Most teams stall out or fall apart before the truly meaningful leaps forward can occur. Building a competent and entertaining NBA team is hard; keeping one together and moving forward for as long as the Nuggets have is even more difficult; winning an NBA title is utterly implausible. You just never expect it all to work out like this, and so I remained incapable of imagining the Nuggets raising a trophy, even as they went up 3-1 in this series and even as the final seconds of Game 5 ticked away. It hadn't happened in my lifetime. Could it really happen now?

My head is sodden with memories, and images associated with each one. Every court-bending Jokic pass I've seen over the last eight seasons has left an imprint on my brain, like a shadow burned into a TV that was left on for too long. I have many times imagined the locker-room scene in which Malone, trying to pull Murray out of the quicksand he was in during the second game of his disastrous introduction to the playoffs, grabbed his young player and said, "I believe in you. I love you." (It worked.) "Jamal Murray & Nikola Jokic embrace postgame in PhantomCam!" is not only a YouTube title that exists, but one that lives above a video I have thought about at least once a month for the past three years.
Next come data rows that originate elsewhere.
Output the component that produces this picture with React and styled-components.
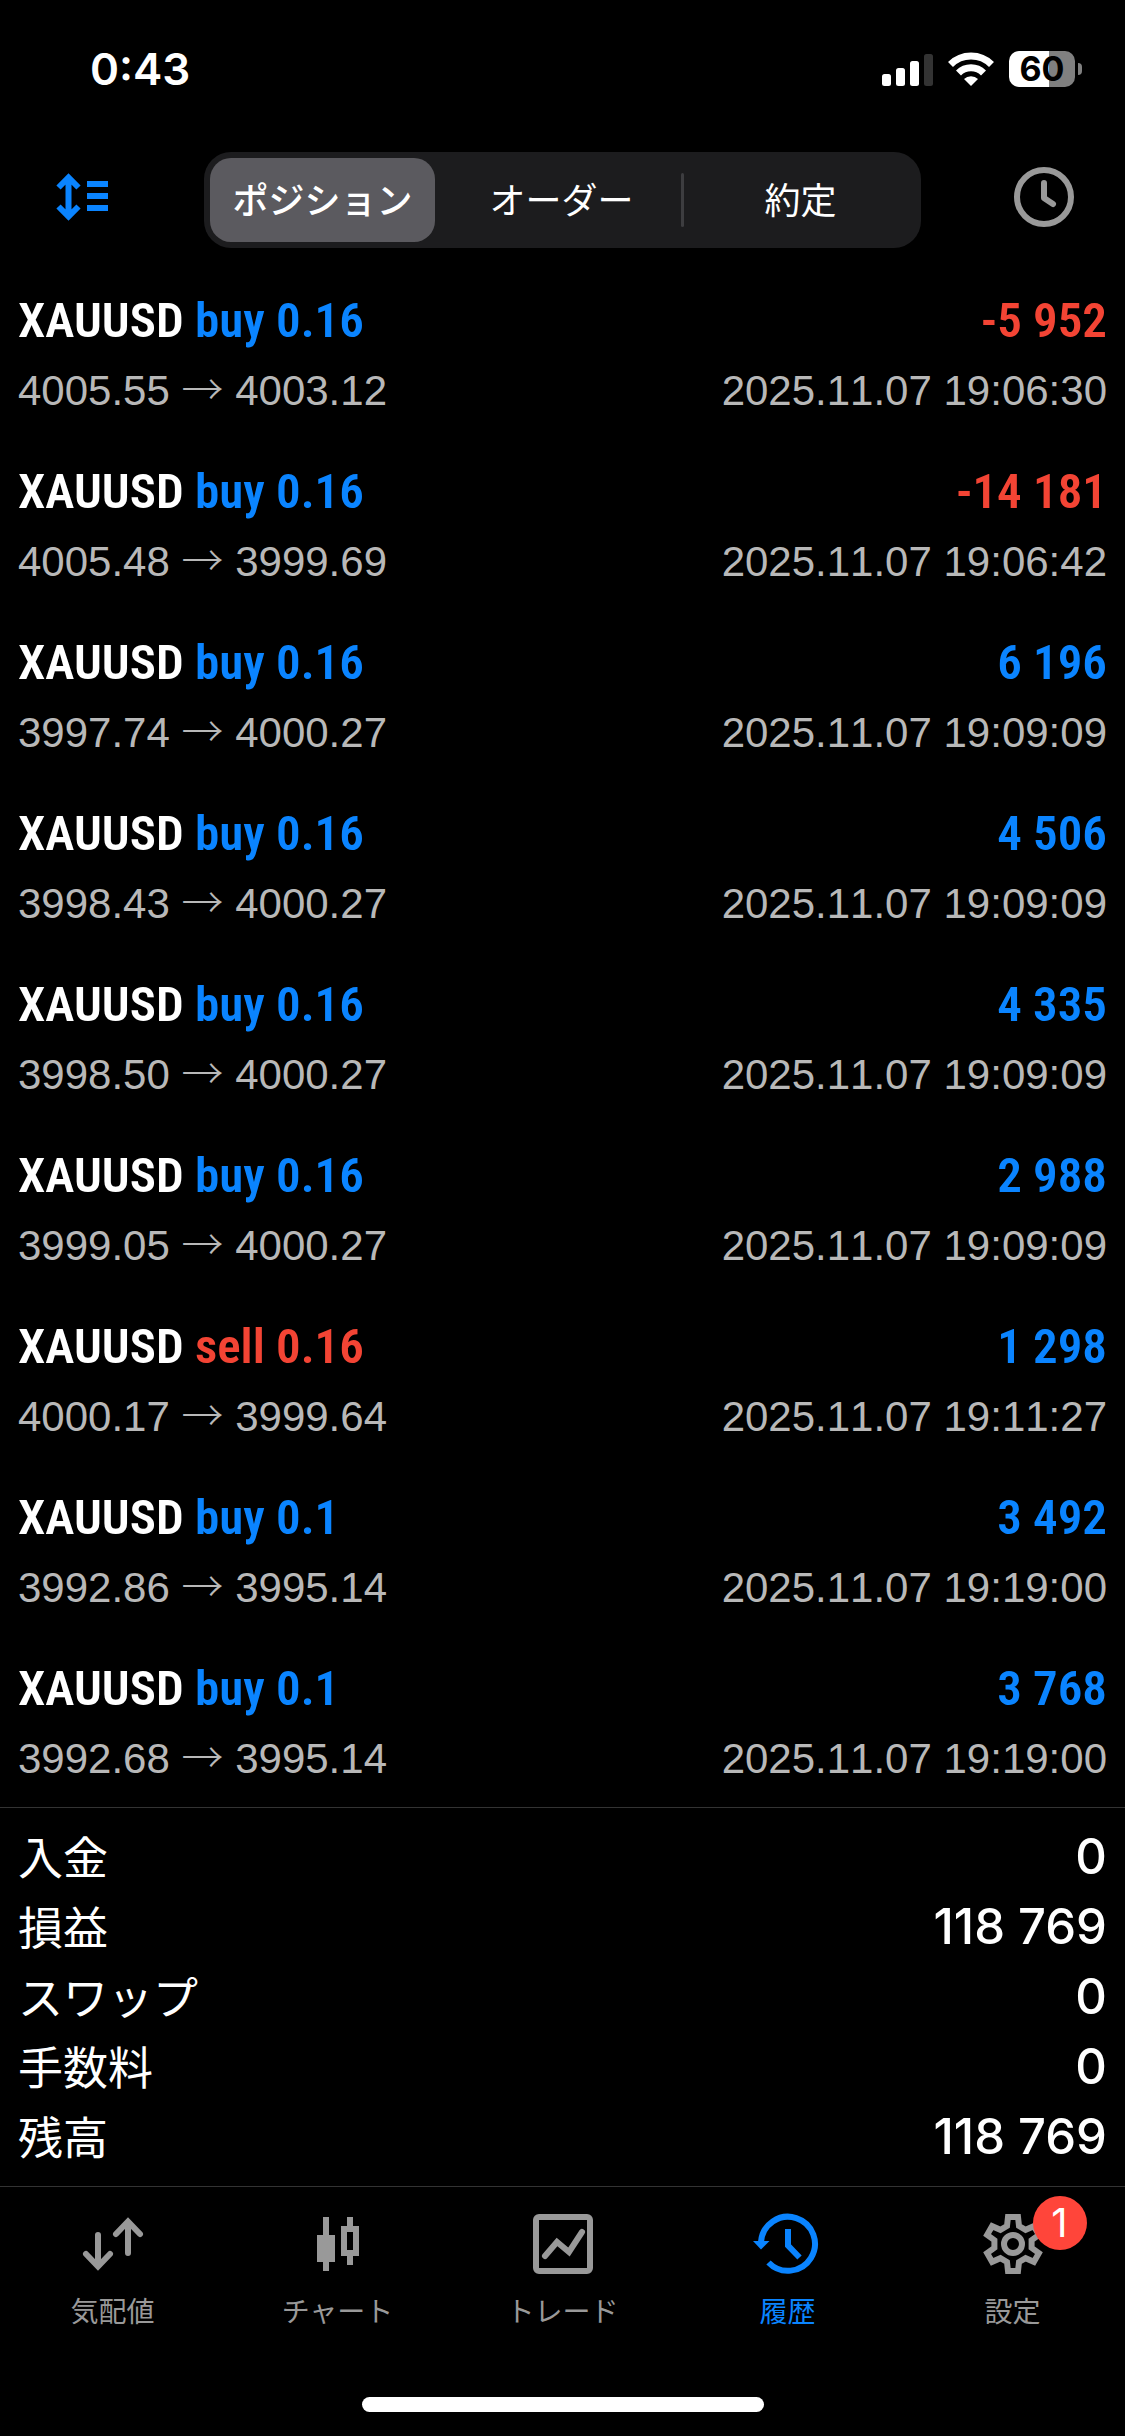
import React, { useState } from "react";
import styled, { createGlobalStyle } from "styled-components";

const deals = [
  { type: "buy", volume: "0.16", open: "4005.55", close: "4003.12", profit: "-5 952", time: "2025.11.07 19:06:30" },
  { type: "buy", volume: "0.16", open: "4005.48", close: "3999.69", profit: "-14 181", time: "2025.11.07 19:06:42" },
  { type: "buy", volume: "0.16", open: "3997.74", close: "4000.27", profit: "6 196", time: "2025.11.07 19:09:09" },
  { type: "buy", volume: "0.16", open: "3998.43", close: "4000.27", profit: "4 506", time: "2025.11.07 19:09:09" },
  { type: "buy", volume: "0.16", open: "3998.50", close: "4000.27", profit: "4 335", time: "2025.11.07 19:09:09" },
  { type: "buy", volume: "0.16", open: "3999.05", close: "4000.27", profit: "2 988", time: "2025.11.07 19:09:09" },
  { type: "sell", volume: "0.16", open: "4000.17", close: "3999.64", profit: "1 298", time: "2025.11.07 19:11:27" },
  { type: "buy", volume: "0.1", open: "3992.86", close: "3995.14", profit: "3 492", time: "2025.11.07 19:19:00" },
  { type: "buy", volume: "0.1", open: "3992.68", close: "3995.14", profit: "3 768", time: "2025.11.07 19:19:00" },
];

const summary = [
  { label: "入金", value: "0" },
  { label: "損益", value: "118 769" },
  { label: "スワップ", value: "0" },
  { label: "手数料", value: "0" },
  { label: "残高", value: "118 769" },
];

const segments = ["ポジション", "オーダー", "約定"];

// 歯車の輪郭 (歯6枚)
const gearPath = () => {
  const tooth = [
    [-6, -18],
    [-5, -27],
    [5, -27],
    [6, -18],
  ];
  const points = [];
  for (let i = 0; i < 6; i++) {
    const a = (i * Math.PI) / 3;
    tooth.forEach(([x, y]) => {
      const px = 30 + x * Math.cos(a) - y * Math.sin(a);
      const py = 30 + x * Math.sin(a) + y * Math.cos(a);
      points.push(`${px.toFixed(2)} ${py.toFixed(2)}`);
    });
  }
  return `M${points.join("L")}Z`;
};

const SortIcon = () => (
  <svg width="52" height="48" viewBox="-1 0 52 48" fill="none" stroke="currentColor" strokeWidth="6">
    <path d="M12.5 4V44M2.5 14.5L12.5 4.5L22.5 14.5M2.5 33.5L12.5 43.5L22.5 33.5" />
    <path d="M31 11H52M31 23H52M31 35H52" />
  </svg>
);

const ClockIcon = () => (
  <svg width="60" height="60" viewBox="0 0 60 60" fill="none" stroke="currentColor" strokeWidth="6">
    <circle cx="30" cy="30" r="27" />
    <path d="M30 16V31L39 37" strokeLinecap="round" strokeLinejoin="round" />
  </svg>
);

const QuotesIcon = () => (
  <TabSvg viewBox="0 0 60 60" strokeLinecap="round">
    <path d="M15 21V52M3 40L15 52.5L27 40" />
    <path d="M45 39V8M33 20L45 7.5L57 20" />
  </TabSvg>
);

const ChartIcon = () => (
  <TabSvg viewBox="0 0 60 60">
    <path d="M18 3V57M42 3V15M42 39V51" />
    <path d="M18 21V48" strokeWidth="18" />
    <path d="M36 15H48V39H36Z" />
  </TabSvg>
);

const TradeIcon = () => (
  <TabSvg viewBox="0 0 60 60">
    <rect x="3" y="3" width="54" height="54" rx="3" />
    <path d="M12 42L24 28L36 38L49 18" strokeLinecap="round" />
  </TabSvg>
);

const HistoryIcon = () => (
  <TabSvg viewBox="0 0 60 60">
    <path d="M3 28A27 27 0 1 1 10.5 48.5" />
    <path d="M-5 27H11.5L3 35.5Z" fill="currentColor" stroke="none" />
    <path d="M30 15V31.5L41.5 43.5" />
  </TabSvg>
);

const SettingsIcon = () => (
  <TabSvg viewBox="0 0 60 60">
    <path d={gearPath()} />
    <circle cx="30" cy="30" r="9" />
  </TabSvg>
);

const tabs = [
  { label: "気配値", Icon: QuotesIcon },
  { label: "チャート", Icon: ChartIcon },
  { label: "トレード", Icon: TradeIcon },
  { label: "履歴", Icon: HistoryIcon },
  { label: "設定", Icon: SettingsIcon, badge: 1 },
];

const StatusIcons = () => (
  <StatusRight>
    <svg width="51" height="33" viewBox="0 0 51 33" fill="#fff">
      <rect x="0" y="21" width="9" height="12" rx="2.5" />
      <rect x="14" y="15" width="9" height="18" rx="2.5" />
      <rect x="28" y="8" width="9" height="25" rx="2.5" />
      <rect x="42" y="1" width="9" height="32" rx="2.5" fill="#333" />
    </svg>
    <svg width="46" height="34" viewBox="0 0 46 34" fill="none" stroke="#fff" strokeWidth="7">
      <path d="M2.5 12.5A29 29 0 0 1 43.5 12.5" />
      <path d="M10.5 21A17.5 17.5 0 0 1 35.5 21" />
      <path d="M23 34L16 27A10 10 0 0 1 30 27Z" fill="#fff" stroke="none" />
    </svg>
    <Battery>
      <BatteryBody>60</BatteryBody>
      <BatteryTip />
    </Battery>
  </StatusRight>
);

const App = () => {
  const [segment, setSegment] = useState("ポジション");
  const [tab, setTab] = useState("履歴");

  return (
    <>
      <GlobalStyle />
      <Screen>
        <StatusBar>
          <Time>0:43</Time>
          <StatusIcons />
        </StatusBar>

        <Header>
          <IconButton $color="#0a84ff" aria-label="並べ替え">
            <SortIcon />
          </IconButton>
          <Segmented>
            {segments.map((name) => (
              <Segment key={name} $active={segment === name} onClick={() => setSegment(name)}>
                {name}
              </Segment>
            ))}
          </Segmented>
          <IconButton $color="#999" aria-label="期間">
            <ClockIcon />
          </IconButton>
        </Header>

        <DealList>
          {deals.map((deal, index) => (
            <DealRow key={index}>
              <DealTitle>
                <span>
                  XAUUSD{" "}
                  <Amount $minus={deal.type === "sell"}>
                    {deal.type} {deal.volume}
                  </Amount>
                </span>
                <Amount $minus={deal.profit.startsWith("-")}>{deal.profit}</Amount>
              </DealTitle>
              <DealDetail>
                <span>
                  {deal.open} <Arrow>→</Arrow> {deal.close}
                </span>
                <time>{deal.time}</time>
              </DealDetail>
            </DealRow>
          ))}
        </DealList>

        <Summary>
          {summary.map((item) => (
            <SummaryRow key={item.label}>
              <dt>{item.label}</dt>
              <dd>{item.value}</dd>
            </SummaryRow>
          ))}
        </Summary>

        <TabBar>
          {tabs.map(({ label, Icon, badge }) => (
            <TabButton key={label} $active={tab === label} onClick={() => setTab(label)}>
              <IconBox>
                <Icon />
                {badge && <Badge>{badge}</Badge>}
              </IconBox>
              {label}
            </TabButton>
          ))}
        </TabBar>
        <HomeIndicator />
      </Screen>
    </>
  );
};

export default App;

const GlobalStyle = createGlobalStyle`
  * {
    box-sizing: border-box;
  }
  body {
    margin: 0;
    background: #000;
    color: #fff;
    font-family: Inter, "Noto Sans CJK JP", sans-serif;
  }
  button {
    padding: 0;
    border: none;
    background: none;
    color: inherit;
    font-family: inherit;
  }
  svg {
    display: block;
    overflow: visible;
  }
`;

const Screen = styled.div`
  display: flex;
  flex-direction: column;
  width: 100%;
  min-height: 100vh;
  background: #000;
`;

const StatusBar = styled.div`
  display: flex;
  align-items: center;
  justify-content: space-between;
  height: 138px;
  padding: 0 43px 0 90px;
`;

const Time = styled.div`
  font-size: 44px;
  font-weight: 600;
`;

const StatusRight = styled.div`
  display: flex;
  align-items: center;
  gap: 15px;
`;

const Battery = styled.div`
  display: flex;
  align-items: center;
  gap: 3px;
`;

const BatteryBody = styled.div`
  width: 66px;
  height: 36px;
  border-radius: 10px;
  background: linear-gradient(to right, #fff 60%, #808080 60%);
  color: #000;
  font-size: 34px;
  font-weight: 700;
  line-height: 36px;
  text-align: center;
`;

const BatteryTip = styled.div`
  width: 4px;
  height: 12px;
  border-radius: 0 4px 4px 0;
  background: #808080;
`;

const Header = styled.header`
  display: flex;
  align-items: center;
  gap: 93px;
  padding: 14px 51px 20px;
`;

const IconButton = styled.button`
  display: flex;
  justify-content: center;
  width: 60px;
  padding-bottom: 6px;
  color: ${({ $color }) => $color};
`;

const Segmented = styled.div`
  display: flex;
  flex: 1;
  height: 96px;
  border-radius: 27px;
  background: #1c1c1e;
`;

const Segment = styled.button`
  position: relative;
  flex: 1;
  margin: 6px 8px 6px 6px;
  padding-bottom: 4px;
  border-radius: 21px;
  background: ${({ $active }) => ($active ? "#5b5a5f" : "none")};
  font-size: 36px;
  font-weight: ${({ $active }) => ($active ? 500 : 400)};

  /* 選択されていない項目の間の区切り線 */
  & + &:not(:nth-child(2))::before {
    content: "";
    position: absolute;
    left: -7px;
    top: 15px;
    bottom: 15px;
    width: 3px;
    border-radius: 2px;
    background: #3d3d40;
  }
`;

const DealList = styled.ul`
  flex: 1;
  margin: 0;
  padding: 0;
  list-style: none;
`;

const DealRow = styled.li`
  padding: 18px 18px 13px;
`;

const DealTitle = styled.div`
  display: flex;
  justify-content: space-between;
  font-family: "Roboto Condensed", "Liberation Sans Narrow", Roboto, sans-serif;
  font-size: 49px;
  font-weight: 600;
  line-height: 70px;
`;

const Amount = styled.span`
  color: ${({ $minus }) => ($minus ? "#f34434" : "#0a84ff")};
`;

const DealDetail = styled.div`
  display: flex;
  justify-content: space-between;
  color: #b8b8b8;
  font-family: "Liberation Sans", Arial, sans-serif;
  font-size: 42px;
  font-kerning: none;
  line-height: 70px;
`;

const Arrow = styled.span`
  font-family: "Noto Sans CJK JP", sans-serif;
  font-weight: 300;
  line-height: 1;
`;

const Summary = styled.dl`
  margin: 0;
  padding: 14px 18px;
  border-top: 1px solid #333;
`;

const SummaryRow = styled.div`
  display: flex;
  justify-content: space-between;
  height: 70px;
  line-height: 70px;

  dt {
    padding-top: 2px;
    font-size: 45px;
  }
  dd {
    margin: 0;
    font-size: 49px;
    font-weight: 500;
  }
`;

const TabBar = styled.nav`
  display: flex;
  padding-top: 27px;
  border-top: 1px solid #333;
`;

const TabButton = styled.button`
  display: flex;
  flex: 1;
  flex-direction: column;
  align-items: center;
  gap: 20px;
  color: ${({ $active }) => ($active ? "#0a84ff" : "#999")};
  font-size: 28px;
  font-weight: 400;
  line-height: 36px;
`;

const TabSvg = styled.svg.attrs({ fill: "none", stroke: "currentColor", strokeWidth: 6 })`
  width: 60px;
  height: 60px;
`;

const IconBox = styled.div`
  position: relative;
`;

const Badge = styled.span`
  position: absolute;
  top: -18px;
  left: 50px;
  width: 54px;
  height: 54px;
  border-radius: 50%;
  background: #ff453a;
  color: #fff;
  font-size: 40px;
  font-weight: 400;
  line-height: 54px;
`;

const HomeIndicator = styled.div`
  width: 402px;
  height: 15px;
  margin: 67px auto 24px;
  border-radius: 8px;
  background: #fff;
`;
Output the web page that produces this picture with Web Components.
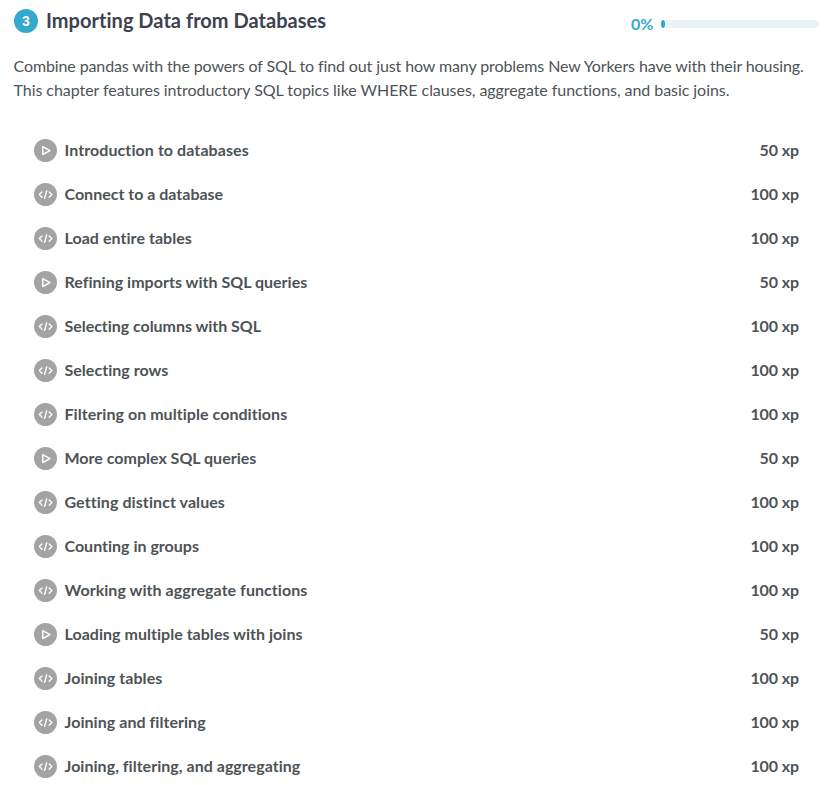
<!DOCTYPE html>
<html lang="en"><head><meta charset="utf-8"><title>Importing Data from Databases</title>
<style>body{margin:0;background:#fff;font-family:Lato,sans-serif;color:#4d5356;font-variant-ligatures:none}</style></head>
<body><course-chapter></course-chapter>
<script>
class ChapterHeader extends HTMLElement{
 connectedCallback(){
  this.attachShadow({mode:'open'}).innerHTML=`<style>
:host{display:flex;align-items:center;height:42px;padding:0 9px 0 14px;justify-content:space-between}
.title{display:flex;align-items:center;gap:8px}
.num{width:24px;height:24px;border-radius:50%;background:#33aacc;color:#fff;font:bold 14px/24px "Liberation Sans",sans-serif;text-align:center}
h4{margin:-2px 0 0;font-size:20px;line-height:24px;font-weight:bold;letter-spacing:.03px;color:#3d4251}
.progress{display:flex;align-items:center;gap:7.5px;padding-top:6px;color:#33aacc;font-size:16px;line-height:20px;font-weight:bold}
.bar{width:158px;height:8px;border-radius:4px;background:#e8f3f5}
.fill{width:4px;height:8px;border-radius:2px/4px;background:#33aacc}
</style><div class="title"><span class="num">${this.getAttribute('number')}</span><h4><slot></slot></h4></div>
<div class="progress"><span>0%</span><div class="bar"><div class="fill"></div></div></div>`;
 }}
class ExerciseRow extends HTMLElement{
 connectedCallback(){
  const video=this.getAttribute('kind')==='video';
  const icon=video?'<path d="M8.8 7.7v7.8l7.2-3.9z" stroke-width="1.5"/>':'<path d="M8 9 5.4 11.6l2.6 2.6M15.2 9l2.6 2.6-2.6 2.6M12.7 7.9l-2.1 7.4" stroke-width="1.4"/>';
  this.attachShadow({mode:'open'}).innerHTML=`<style>
:host{display:flex;align-items:center;height:44px;font-size:16px;line-height:24px;font-weight:bold;color:#4d5356}
svg{width:23px;height:23px;margin-right:7.5px;flex:none}
.name{flex:1;letter-spacing:${this.getAttribute('tracking')}px}
.xp{letter-spacing:-.1px}
</style><svg viewBox="0 0 23 23"><circle cx="11.5" cy="11.5" r="11.5" fill="#a3a3a3"/><g fill="none" stroke="#fff" stroke-linecap="round" stroke-linejoin="round">${icon}</g></svg><span class="name"><slot></slot></span><span class="xp">${video?50:100} xp</span>`;
 }}
class CourseChapter extends HTMLElement{
 connectedCallback(){
  const rows=[['v','Introduction to databases',.08],['c','Connect to a database',0],['c','Load entire tables',.05],['v','Refining imports with SQL queries',.02],['c','Selecting columns with SQL',-.04],['c','Selecting rows',.03],['c','Filtering on multiple conditions',.05],['v','More complex SQL queries',0],['c','Getting distinct values',.08],['c','Counting in groups',0],['c','Working with aggregate functions',.05],['v','Loading multiple tables with joins',.03],['c','Joining tables',.06],['c','Joining and filtering',.05],['c','Joining, filtering, and aggregating',.03]];
  this.attachShadow({mode:'open'}).innerHTML=`<style>
:host{display:block;height:785px;overflow:hidden}
p{margin:12px 13.5px 26px;font-size:16px;line-height:24px;white-space:nowrap}
.first{letter-spacing:-.11px}.second{letter-spacing:-.053px}
.list{padding:0 29px 0 34px}
</style><chapter-header number="3">Importing Data from Databases</chapter-header>
<p><span class="first">Combine pandas with the powers of SQL to find out just how many problems New Yorkers have with their housing.</span><br><span class="second">This chapter features introductory SQL topics like WHERE clauses, aggregate functions, and basic joins.</span></p>
<div class="list">${rows.map(([k,t,s])=>`<exercise-row kind="${k==='v'?'video':'code'}" tracking="${s}">${t}</exercise-row>`).join('')}</div>`;
 }}
customElements.define('chapter-header',ChapterHeader);
customElements.define('exercise-row',ExerciseRow);
customElements.define('course-chapter',CourseChapter);
</script></body></html>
It will now be joined by "Jokic DRAGGING Murray INTO THE POOL!🤣." It's all swirling today: memories of game-winning shots, ludicrous passes, and bleary-eyed nights on which I watched my favorite sports team play some of the most inventive basketball of the last decade.

In the afterglow, I've started to understand that all those memories and moments I held onto were collected as a kind of defense mechanism. If championships are all that matter, then happiness as a sports fan mostly comes down to being born in a specific place at a specific time. That's a lousy way to live, so it becomes wise to not think too much about what could be, but to appreciate what is, to hold onto each individual moment for its own value rather than what it might be leading to. But championships change the past. They unfurl a long and meaningful journey behind them, and in a blink all of those previously self-contained moments are snapped together to form a shining, golden path, and when the buzzer sounded on Game 5 my brain couldn't really handle the real-time reprogramming of the past. I put my face in my hands, cried a few silent tears, and failed to understand what had just become true.